"""
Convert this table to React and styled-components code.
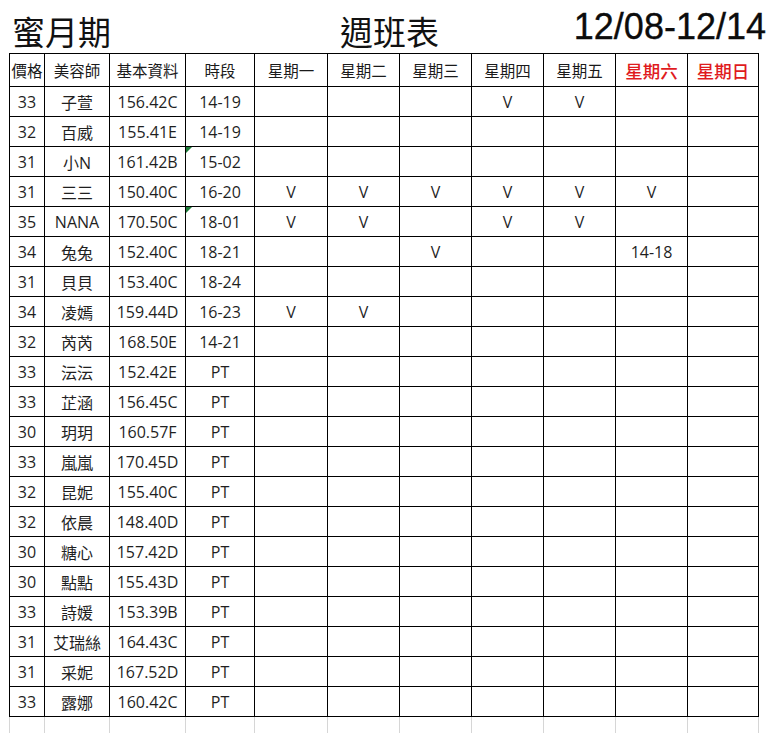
import React from "react";
import styled, { createGlobalStyle } from "styled-components";

const GlobalStyle = createGlobalStyle`
  body {
    margin: 0;
    background: #ffffff;
    font-family: "Open Sans", "Noto Sans CJK TC", sans-serif;
    color: #1a1a1a;
  }
`;

const Page = styled.div`
  width: 772px;
  height: 733px;
  overflow: hidden;
  padding-left: 9px;
  box-sizing: border-box;
`;

const TitleBar = styled.div`
  height: 53px;
  display: flex;
  align-items: flex-end;
`;

const SerifTitle = styled.div`
  font-family: "DejaVu Serif", "Noto Sans CJK TC", serif;
  font-size: 33px;
  line-height: 1;
  padding-bottom: 3px;
  margin-left: ${(p) => p.offset}px;
  color: #111;
`;

const DateTitle = styled.div`
  margin-left: auto;
  margin-right: 6px;
  font-family: "Liberation Sans", Arial, sans-serif;
  font-size: 36px;
  line-height: 1;
  padding-bottom: 8px;
  color: #0c0c0c;
  -webkit-text-stroke: 0.35px #0c0c0c;
`;

const Sheet = styled.table`
  border-collapse: collapse;
  table-layout: fixed;
  width: 749px;
`;

const HeadCell = styled.th`
  height: 32px;
  padding: 0;
  border: 1px solid #000;
  font-weight: ${(p) => (p.weekend ? 500 : 400)};
  font-size: ${(p) => (p.weekend ? "17.5px" : "15.5px")};
  text-align: center;
  vertical-align: middle;
  color: ${(p) => (p.weekend ? "#e01b1e" : "#1a1a1a")};
`;

const Cell = styled.td`
  position: relative;
  height: 29px;
  padding: 0;
  border: 1px solid #000;
  font-size: 16px;
  text-align: center;
  vertical-align: middle;
  white-space: nowrap;
  color: #1f1f1f;
`;

const GridCell = styled.td`
  height: 17px;
  padding: 0;
  border-left: 1px solid #d6d6d6;
  border-right: 1px solid #d6d6d6;
  border-top: 1px solid #000;
`;

const Marker = styled.span`
  position: absolute;
  top: 0;
  left: 0;
  width: 0;
  height: 0;
  border-top: 6px solid #1b7a36;
  border-right: 6px solid transparent;
`;

const widths = [35, 65, 76, 69, 73, 72, 72, 72, 72, 72, 71];

const headers = [
  "價格",
  "美容師",
  "基本資料",
  "時段",
  "星期一",
  "星期二",
  "星期三",
  "星期四",
  "星期五",
  "星期六",
  "星期日",
];

const rows = [
  ["33", "子萱", "156.42C", "14-19", ["", "", "", "V", "V", "", ""]],
  ["32", "百威", "155.41E", "14-19", []],
  ["31", "小N", "161.42B", "15-02", [], true],
  ["31", "三三", "150.40C", "16-20", ["V", "V", "V", "V", "V", "V", ""]],
  ["35", "NANA", "170.50C", "18-01", ["V", "V", "", "V", "V", "", ""], true],
  ["34", "兔兔", "152.40C", "18-21", ["", "", "V", "", "", "14-18", ""]],
  ["31", "貝貝", "153.40C", "18-24", []],
  ["34", "凌嫣", "159.44D", "16-23", ["V", "V"]],
  ["32", "芮芮", "168.50E", "14-21", []],
  ["33", "沄沄", "152.42E", "PT", []],
  ["33", "芷涵", "156.45C", "PT", []],
  ["30", "玥玥", "160.57F", "PT", []],
  ["33", "嵐嵐", "170.45D", "PT", []],
  ["32", "昆妮", "155.40C", "PT", []],
  ["32", "依晨", "148.40D", "PT", []],
  ["30", "糖心", "157.42D", "PT", []],
  ["30", "點點", "155.43D", "PT", []],
  ["33", "詩媛", "153.39B", "PT", []],
  ["31", "艾瑞絲", "164.43C", "PT", []],
  ["31", "采妮", "167.52D", "PT", []],
  ["33", "露娜", "160.42C", "PT", []],
];

export default function App() {
  return (
    <>
      <GlobalStyle />
      <Page>
        <TitleBar>
          <SerifTitle offset={3}>蜜月期</SerifTitle>
          <SerifTitle offset={229}>週班表</SerifTitle>
          <DateTitle>12/08-12/14</DateTitle>
        </TitleBar>
        <Sheet>
          <colgroup>
            {widths.map((w, i) => (
              <col key={i} style={{ width: w }} />
            ))}
          </colgroup>
          <thead>
            <tr>
              {headers.map((h, i) => (
                <HeadCell key={h} weekend={i >= 9}>
                  {h}
                </HeadCell>
              ))}
            </tr>
          </thead>
          <tbody>
            {rows.map(([price, name, info, time, days, mark], r) => (
              <tr key={r}>
                <Cell>{price}</Cell>
                <Cell>{name}</Cell>
                <Cell>{info}</Cell>
                <Cell>
                  {mark && <Marker />}
                  {time}
                </Cell>
                {Array.from({ length: 7 }, (_, d) => (
                  <Cell key={d}>{days[d] || ""}</Cell>
                ))}
              </tr>
            ))}
            <tr>
              {widths.map((_, i) => (
                <GridCell key={i} />
              ))}
            </tr>
          </tbody>
        </Sheet>
      </Page>
    </>
  );
}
"""
# WRITTEN TASK
Leave the images out, please, and restate each line word for word.

# EXERCISE SOLUTION
Convert this table to React and styled-components code.
import React from "react";
import styled, { createGlobalStyle } from "styled-components";

const GlobalStyle = createGlobalStyle`
  body {
    margin: 0;
    background: #ffffff;
    font-family: "Open Sans", "Noto Sans CJK TC", sans-serif;
    color: #1a1a1a;
  }
`;

const Page = styled.div`
  width: 772px;
  height: 733px;
  overflow: hidden;
  padding-left: 9px;
  box-sizing: border-box;
`;

const TitleBar = styled.div`
  height: 53px;
  display: flex;
  align-items: flex-end;
`;

const SerifTitle = styled.div`
  font-family: "DejaVu Serif", "Noto Sans CJK TC", serif;
  font-size: 33px;
  line-height: 1;
  padding-bottom: 3px;
  margin-left: ${(p) => p.offset}px;
  color: #111;
`;

const DateTitle = styled.div`
  margin-left: auto;
  margin-right: 6px;
  font-family: "Liberation Sans", Arial, sans-serif;
  font-size: 36px;
  line-height: 1;
  padding-bottom: 8px;
  color: #0c0c0c;
  -webkit-text-stroke: 0.35px #0c0c0c;
`;

const Sheet = styled.table`
  border-collapse: collapse;
  table-layout: fixed;
  width: 749px;
`;

const HeadCell = styled.th`
  height: 32px;
  padding: 0;
  border: 1px solid #000;
  font-weight: ${(p) => (p.weekend ? 500 : 400)};
  font-size: ${(p) => (p.weekend ? "17.5px" : "15.5px")};
  text-align: center;
  vertical-align: middle;
  color: ${(p) => (p.weekend ? "#e01b1e" : "#1a1a1a")};
`;

const Cell = styled.td`
  position: relative;
  height: 29px;
  padding: 0;
  border: 1px solid #000;
  font-size: 16px;
  text-align: center;
  vertical-align: middle;
  white-space: nowrap;
  color: #1f1f1f;
`;

const GridCell = styled.td`
  height: 17px;
  padding: 0;
  border-left: 1px solid #d6d6d6;
  border-right: 1px solid #d6d6d6;
  border-top: 1px solid #000;
`;

const Marker = styled.span`
  position: absolute;
  top: 0;
  left: 0;
  width: 0;
  height: 0;
  border-top: 6px solid #1b7a36;
  border-right: 6px solid transparent;
`;

const widths = [35, 65, 76, 69, 73, 72, 72, 72, 72, 72, 71];

const headers = [
  "價格",
  "美容師",
  "基本資料",
  "時段",
  "星期一",
  "星期二",
  "星期三",
  "星期四",
  "星期五",
  "星期六",
  "星期日",
];

const rows = [
  ["33", "子萱", "156.42C", "14-19", ["", "", "", "V", "V", "", ""]],
  ["32", "百威", "155.41E", "14-19", []],
  ["31", "小N", "161.42B", "15-02", [], true],
  ["31", "三三", "150.40C", "16-20", ["V", "V", "V", "V", "V", "V", ""]],
  ["35", "NANA", "170.50C", "18-01", ["V", "V", "", "V", "V", "", ""], true],
  ["34", "兔兔", "152.40C", "18-21", ["", "", "V", "", "", "14-18", ""]],
  ["31", "貝貝", "153.40C", "18-24", []],
  ["34", "凌嫣", "159.44D", "16-23", ["V", "V"]],
  ["32", "芮芮", "168.50E", "14-21", []],
  ["33", "沄沄", "152.42E", "PT", []],
  ["33", "芷涵", "156.45C", "PT", []],
  ["30", "玥玥", "160.57F", "PT", []],
  ["33", "嵐嵐", "170.45D", "PT", []],
  ["32", "昆妮", "155.40C", "PT", []],
  ["32", "依晨", "148.40D", "PT", []],
  ["30", "糖心", "157.42D", "PT", []],
  ["30", "點點", "155.43D", "PT", []],
  ["33", "詩媛", "153.39B", "PT", []],
  ["31", "艾瑞絲", "164.43C", "PT", []],
  ["31", "采妮", "167.52D", "PT", []],
  ["33", "露娜", "160.42C", "PT", []],
];

export default function App() {
  return (
    <>
      <GlobalStyle />
      <Page>
        <TitleBar>
          <SerifTitle offset={3}>蜜月期</SerifTitle>
          <SerifTitle offset={229}>週班表</SerifTitle>
          <DateTitle>12/08-12/14</DateTitle>
        </TitleBar>
        <Sheet>
          <colgroup>
            {widths.map((w, i) => (
              <col key={i} style={{ width: w }} />
            ))}
          </colgroup>
          <thead>
            <tr>
              {headers.map((h, i) => (
                <HeadCell key={h} weekend={i >= 9}>
                  {h}
                </HeadCell>
              ))}
            </tr>
          </thead>
          <tbody>
            {rows.map(([price, name, info, time, days, mark], r) => (
              <tr key={r}>
                <Cell>{price}</Cell>
                <Cell>{name}</Cell>
                <Cell>{info}</Cell>
                <Cell>
                  {mark && <Marker />}
                  {time}
                </Cell>
                {Array.from({ length: 7 }, (_, d) => (
                  <Cell key={d}>{days[d] || ""}</Cell>
                ))}
              </tr>
            ))}
            <tr>
              {widths.map((_, i) => (
                <GridCell key={i} />
              ))}
            </tr>
          </tbody>
        </Sheet>
      </Page>
    </>
  );
}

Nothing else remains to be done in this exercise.